Anomalous coarsening and nonlinear diffusion of kinks in an one-dimensional quasi-classical Holstein model

TL;DR

This paper investigates the slow coarsening dynamics of charge-density-wave domains in a quasi-classical Holstein model, revealing anomalous diffusion caused by electron statistics and kink interactions, with implications for electron-phonon systems.

Contribution

It introduces a novel mechanism for slow domain growth driven by cooperative kink hopping influenced by electron statistics in a quasi-classical Holstein model.

Findings

Domain growth follows a temperature-dependent power law slower than standard diffusion.

Kink hopping is cooperative and affected by Fermi-Dirac statistics.

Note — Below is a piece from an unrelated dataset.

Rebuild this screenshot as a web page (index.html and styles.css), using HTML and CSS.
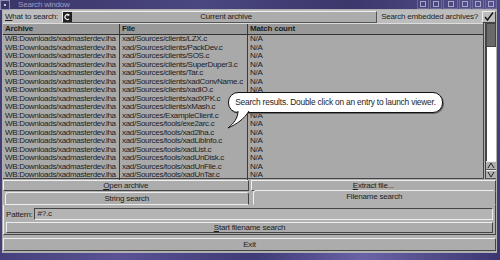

Effective diffusion coefficient depends on kink density, leading to anomalous coarsening.

Abstract

We study the phase-ordering dynamics of a quasi-classical Holstein model. At half-filling, the zero-temperature ground state is a commensurate charge-density-wave (CDW) with alternating occupied and empty sites. This quasi-classical formulation enables us to isolate the role of electrons in coarsening dynamics. Following a thermal quench, CDW domains grow through the diffusion and annihilation of kinks -- topological defects separating the two symmetry-related CDW orders. While standard diffusive dynamics predicts domain sizes scaling as the square root of time, our large-scale simulations reveal a slower power-law growth with a temperature-dependent exponent. We trace this anomalous behavior to a cooperative kink hopping arising from Fermi-Dirac statistics of electrons and quasi-conservation of electron numbers. The correlated-hopping of kinks in turn gives rise to an effective diffusion coefficient that depends on the kink density. These results uncover a new mechanism for slow coarsening and carry implications for phase-ordering in the full Holstein model and related electron-phonon systems.